While a GPU can do all the operations a CPU can (which mean that you could, in theory use it like a CPU), the architecture isn’t optimized for it would make it very inefficient.

While CPUs and GPUs are basically the same thing (processors), both have different goals: the CPU is optimized for latency, and the GPU is optimized for throughput. (The goal of the CPU is to do any sequence of operations in the smallest possible amount for time, while the goal of the GPU is to do the maximum amount of work per amount of time).

To do this they both use different architectures/layouts: the CPU has a few, very big, fast cores and the GPU has hundreds/thousands of tiny, slow “cores”.

So to make an analogy:

  • The CPU is a supercar: two seats, 200mph top speed.

  • The GPU is an articulated bus: 400 seats, 30mph top speed.

If you wanna do one (or two) things really fast, the CPU wins. If you want to do the same thing over and over and over again a billion time (and don’t care how long it takes to do it just once), the GPU wins.


How does this look like on the chip then?

To really understand this, you need to know that in a CPU, the circuit that does the actual computation (let’s call it the ALU) is incredibly fast and the most important thing for CPU speed isn’t to make it faster, but to keep it fed with work to do and data to work on.

For this reason CPUs have a ton of extra circuits whose job is to keep the ALU busy (caches, predictors, schedulers, buffers, …). GPUs don’t do that as much. GPUs are designed to process pixels or triangles, and there are millions of them on a screen.

The repetitive nature of the work done on a GPU means that most cores will work on the same kind of thing at the same time, and the circuit that feed them with instructions and data can be shared across cores. And since you don’t care how long it takes for a single pixel to be computed, but rather how long it takes for the whole screen, each GPU core can afford to compute several pixels in parallel to amortize wait times (if the computation for a pixel has to wait for data from memory, the core can just switch to some other pixel).

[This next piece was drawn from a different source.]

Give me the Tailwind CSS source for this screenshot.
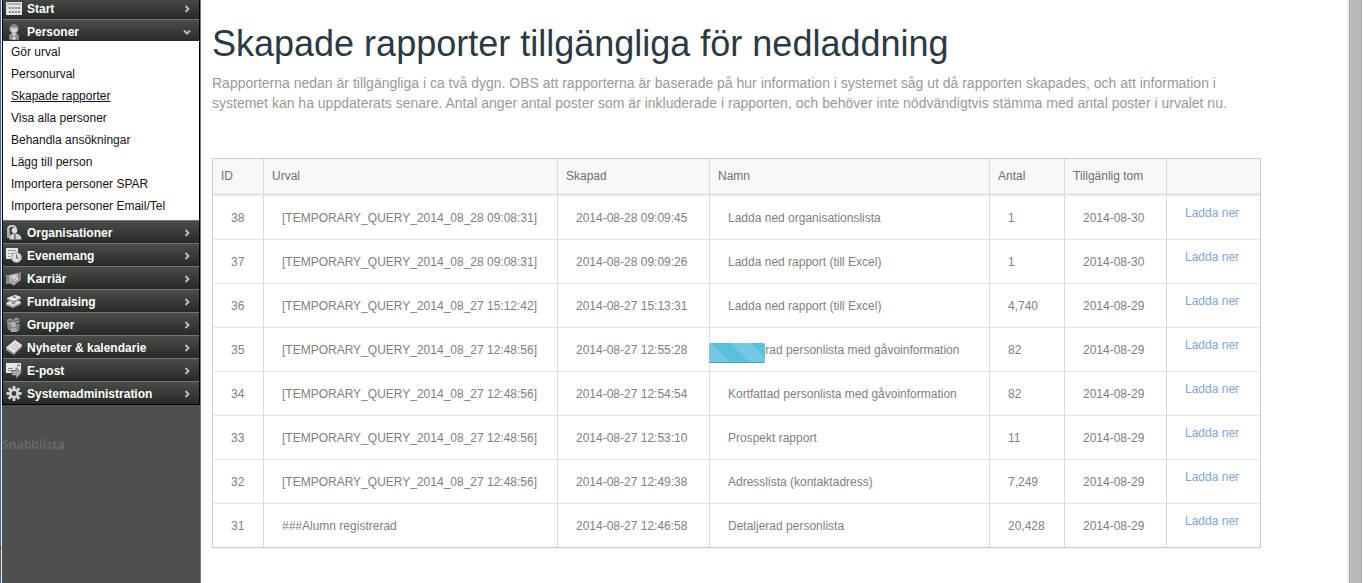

The resulting architecture is very different: instead of having big cores with their own ALU and a huge control circuit to make the ALU happy, The GPU has groups of cores that share the same control circuit. This means that they can have a lot more ALU (because they don’t need as much control stuff), but that cores aren’t all independent. Cores withing a group have to work on the same thing, which is fine when doing graphics but can lead to atrocious performance when trying to do one single thing.